++++ Record extracts ++++

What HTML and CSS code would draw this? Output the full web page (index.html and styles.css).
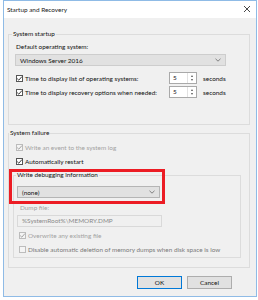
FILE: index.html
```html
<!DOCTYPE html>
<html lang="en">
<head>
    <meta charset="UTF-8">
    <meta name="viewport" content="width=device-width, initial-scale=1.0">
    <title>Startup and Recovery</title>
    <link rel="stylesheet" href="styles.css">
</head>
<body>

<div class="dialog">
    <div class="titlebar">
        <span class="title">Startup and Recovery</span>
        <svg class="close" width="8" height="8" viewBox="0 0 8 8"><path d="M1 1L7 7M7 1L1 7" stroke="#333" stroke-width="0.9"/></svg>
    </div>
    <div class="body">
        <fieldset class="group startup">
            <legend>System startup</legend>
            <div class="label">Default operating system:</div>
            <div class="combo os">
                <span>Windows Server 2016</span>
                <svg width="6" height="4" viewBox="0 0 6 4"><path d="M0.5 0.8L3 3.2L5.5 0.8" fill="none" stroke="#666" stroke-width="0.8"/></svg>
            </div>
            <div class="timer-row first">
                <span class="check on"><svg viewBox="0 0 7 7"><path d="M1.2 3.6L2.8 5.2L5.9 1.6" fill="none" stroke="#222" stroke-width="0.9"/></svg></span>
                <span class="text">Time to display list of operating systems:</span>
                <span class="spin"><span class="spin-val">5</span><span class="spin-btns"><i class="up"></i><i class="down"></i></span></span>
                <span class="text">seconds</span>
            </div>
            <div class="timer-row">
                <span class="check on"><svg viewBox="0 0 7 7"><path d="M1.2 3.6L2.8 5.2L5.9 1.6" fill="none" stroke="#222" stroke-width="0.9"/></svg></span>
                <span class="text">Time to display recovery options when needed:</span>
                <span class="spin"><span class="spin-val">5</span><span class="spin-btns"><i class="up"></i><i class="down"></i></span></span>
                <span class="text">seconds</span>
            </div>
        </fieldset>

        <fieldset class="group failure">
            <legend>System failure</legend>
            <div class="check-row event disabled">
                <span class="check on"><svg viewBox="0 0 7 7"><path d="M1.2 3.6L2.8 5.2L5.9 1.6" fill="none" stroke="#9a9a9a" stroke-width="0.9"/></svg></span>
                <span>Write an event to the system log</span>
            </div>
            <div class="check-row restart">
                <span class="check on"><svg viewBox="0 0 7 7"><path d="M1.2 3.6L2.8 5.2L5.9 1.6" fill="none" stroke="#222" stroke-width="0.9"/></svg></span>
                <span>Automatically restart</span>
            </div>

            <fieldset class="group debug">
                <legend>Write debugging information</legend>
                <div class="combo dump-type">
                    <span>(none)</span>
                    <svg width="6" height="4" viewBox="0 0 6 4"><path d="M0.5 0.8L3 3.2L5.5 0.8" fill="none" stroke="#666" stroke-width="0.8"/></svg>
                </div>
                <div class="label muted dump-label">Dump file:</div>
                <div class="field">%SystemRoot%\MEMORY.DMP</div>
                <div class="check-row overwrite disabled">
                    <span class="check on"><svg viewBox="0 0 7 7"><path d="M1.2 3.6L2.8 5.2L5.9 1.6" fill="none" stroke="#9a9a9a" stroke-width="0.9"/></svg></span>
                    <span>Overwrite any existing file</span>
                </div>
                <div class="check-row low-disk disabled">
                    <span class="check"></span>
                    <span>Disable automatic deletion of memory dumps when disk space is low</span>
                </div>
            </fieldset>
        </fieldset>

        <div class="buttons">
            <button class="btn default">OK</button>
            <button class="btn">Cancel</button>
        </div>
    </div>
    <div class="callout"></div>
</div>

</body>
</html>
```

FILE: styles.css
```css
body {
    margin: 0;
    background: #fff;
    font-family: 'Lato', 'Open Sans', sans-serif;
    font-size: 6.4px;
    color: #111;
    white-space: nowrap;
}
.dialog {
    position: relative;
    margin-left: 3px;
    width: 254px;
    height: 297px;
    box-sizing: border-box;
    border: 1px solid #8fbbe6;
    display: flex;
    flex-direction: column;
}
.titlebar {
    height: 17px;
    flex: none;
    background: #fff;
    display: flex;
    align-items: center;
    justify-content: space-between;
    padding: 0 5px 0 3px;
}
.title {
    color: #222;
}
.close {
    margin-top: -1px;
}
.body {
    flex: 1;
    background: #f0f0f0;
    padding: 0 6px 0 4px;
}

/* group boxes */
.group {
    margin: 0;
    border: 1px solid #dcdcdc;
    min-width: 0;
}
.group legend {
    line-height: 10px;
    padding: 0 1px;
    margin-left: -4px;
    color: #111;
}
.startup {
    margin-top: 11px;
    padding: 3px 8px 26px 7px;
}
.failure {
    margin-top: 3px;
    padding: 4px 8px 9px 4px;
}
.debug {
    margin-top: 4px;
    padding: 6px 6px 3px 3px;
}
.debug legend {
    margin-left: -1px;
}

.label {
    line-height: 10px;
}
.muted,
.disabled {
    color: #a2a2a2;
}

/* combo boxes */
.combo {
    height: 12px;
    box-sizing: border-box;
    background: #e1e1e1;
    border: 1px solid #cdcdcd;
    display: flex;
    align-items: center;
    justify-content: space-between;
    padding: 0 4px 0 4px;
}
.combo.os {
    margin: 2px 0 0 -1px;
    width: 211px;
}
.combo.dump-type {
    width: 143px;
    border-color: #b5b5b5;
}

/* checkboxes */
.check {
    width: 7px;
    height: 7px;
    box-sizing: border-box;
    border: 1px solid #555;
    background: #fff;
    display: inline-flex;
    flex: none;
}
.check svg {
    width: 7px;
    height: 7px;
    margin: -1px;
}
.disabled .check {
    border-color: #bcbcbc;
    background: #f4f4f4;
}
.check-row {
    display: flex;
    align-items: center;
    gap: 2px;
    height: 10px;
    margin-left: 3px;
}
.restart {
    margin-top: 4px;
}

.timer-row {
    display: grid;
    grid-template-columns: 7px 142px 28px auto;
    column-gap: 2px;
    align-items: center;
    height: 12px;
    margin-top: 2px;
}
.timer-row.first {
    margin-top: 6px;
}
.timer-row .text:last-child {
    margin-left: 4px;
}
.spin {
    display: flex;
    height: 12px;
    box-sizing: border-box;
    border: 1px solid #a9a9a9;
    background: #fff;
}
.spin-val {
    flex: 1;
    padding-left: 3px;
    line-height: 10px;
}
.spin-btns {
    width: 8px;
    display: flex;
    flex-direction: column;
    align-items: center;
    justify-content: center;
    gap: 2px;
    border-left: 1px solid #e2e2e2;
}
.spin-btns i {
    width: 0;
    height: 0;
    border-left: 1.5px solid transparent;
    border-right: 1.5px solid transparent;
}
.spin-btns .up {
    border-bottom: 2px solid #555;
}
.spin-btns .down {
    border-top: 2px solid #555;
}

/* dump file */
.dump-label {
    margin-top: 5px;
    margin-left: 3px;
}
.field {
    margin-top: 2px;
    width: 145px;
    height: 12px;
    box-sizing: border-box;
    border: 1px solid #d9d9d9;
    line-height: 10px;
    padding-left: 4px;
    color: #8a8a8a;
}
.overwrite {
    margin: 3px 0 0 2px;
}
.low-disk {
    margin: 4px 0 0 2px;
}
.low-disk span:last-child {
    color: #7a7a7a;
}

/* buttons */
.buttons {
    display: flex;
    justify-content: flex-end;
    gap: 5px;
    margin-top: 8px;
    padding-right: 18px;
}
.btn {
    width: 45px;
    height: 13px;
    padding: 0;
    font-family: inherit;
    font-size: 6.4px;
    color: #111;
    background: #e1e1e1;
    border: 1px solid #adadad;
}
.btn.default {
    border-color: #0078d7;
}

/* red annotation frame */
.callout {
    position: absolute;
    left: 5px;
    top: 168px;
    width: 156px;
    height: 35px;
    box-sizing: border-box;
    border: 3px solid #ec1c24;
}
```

++++
++++ Record extracts ++++

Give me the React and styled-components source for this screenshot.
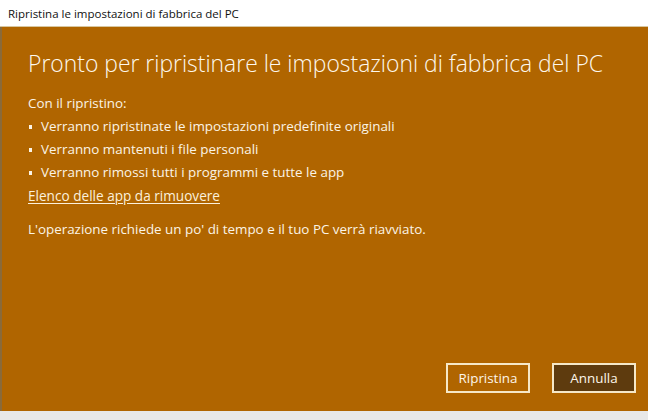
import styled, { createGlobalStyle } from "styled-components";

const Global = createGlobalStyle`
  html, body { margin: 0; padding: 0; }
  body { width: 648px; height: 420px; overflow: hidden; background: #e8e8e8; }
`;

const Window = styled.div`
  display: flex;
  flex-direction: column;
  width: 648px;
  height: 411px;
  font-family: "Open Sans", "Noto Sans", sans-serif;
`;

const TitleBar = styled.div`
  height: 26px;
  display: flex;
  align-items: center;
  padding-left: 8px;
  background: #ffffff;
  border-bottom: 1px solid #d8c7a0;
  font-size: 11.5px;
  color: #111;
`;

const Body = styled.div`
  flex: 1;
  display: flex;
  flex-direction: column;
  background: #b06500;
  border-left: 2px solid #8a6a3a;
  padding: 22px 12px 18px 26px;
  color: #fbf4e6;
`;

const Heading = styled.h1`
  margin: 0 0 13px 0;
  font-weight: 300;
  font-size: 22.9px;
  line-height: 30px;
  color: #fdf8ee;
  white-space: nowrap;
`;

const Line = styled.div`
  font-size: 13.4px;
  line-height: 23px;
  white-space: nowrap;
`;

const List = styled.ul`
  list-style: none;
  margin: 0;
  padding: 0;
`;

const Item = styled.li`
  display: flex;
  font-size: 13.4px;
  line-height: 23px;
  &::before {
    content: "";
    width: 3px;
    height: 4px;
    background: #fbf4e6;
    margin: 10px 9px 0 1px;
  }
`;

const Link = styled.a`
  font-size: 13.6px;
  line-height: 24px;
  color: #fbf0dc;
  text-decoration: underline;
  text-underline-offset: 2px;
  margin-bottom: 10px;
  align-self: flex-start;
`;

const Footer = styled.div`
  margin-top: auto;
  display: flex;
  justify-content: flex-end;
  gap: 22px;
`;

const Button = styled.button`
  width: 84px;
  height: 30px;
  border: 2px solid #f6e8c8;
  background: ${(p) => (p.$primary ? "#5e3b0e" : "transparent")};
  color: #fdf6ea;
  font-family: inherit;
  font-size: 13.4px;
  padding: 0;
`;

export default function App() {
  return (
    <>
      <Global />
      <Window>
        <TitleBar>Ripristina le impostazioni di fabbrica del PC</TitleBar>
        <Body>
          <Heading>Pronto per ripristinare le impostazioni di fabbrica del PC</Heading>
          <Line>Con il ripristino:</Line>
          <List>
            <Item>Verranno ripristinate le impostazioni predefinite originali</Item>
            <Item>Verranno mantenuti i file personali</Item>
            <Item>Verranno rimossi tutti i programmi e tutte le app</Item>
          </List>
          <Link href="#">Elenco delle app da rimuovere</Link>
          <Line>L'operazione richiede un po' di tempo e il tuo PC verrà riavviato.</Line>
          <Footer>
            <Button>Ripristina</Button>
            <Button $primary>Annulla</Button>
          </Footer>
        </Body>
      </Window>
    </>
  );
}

++++

- [Objective] Pull every line containing "styles" out of the records.

- [Written answer]
What HTML and CSS code would draw this? Output the full web page (index.html and styles.css).
    <link rel="stylesheet" href="styles.css">
FILE: styles.css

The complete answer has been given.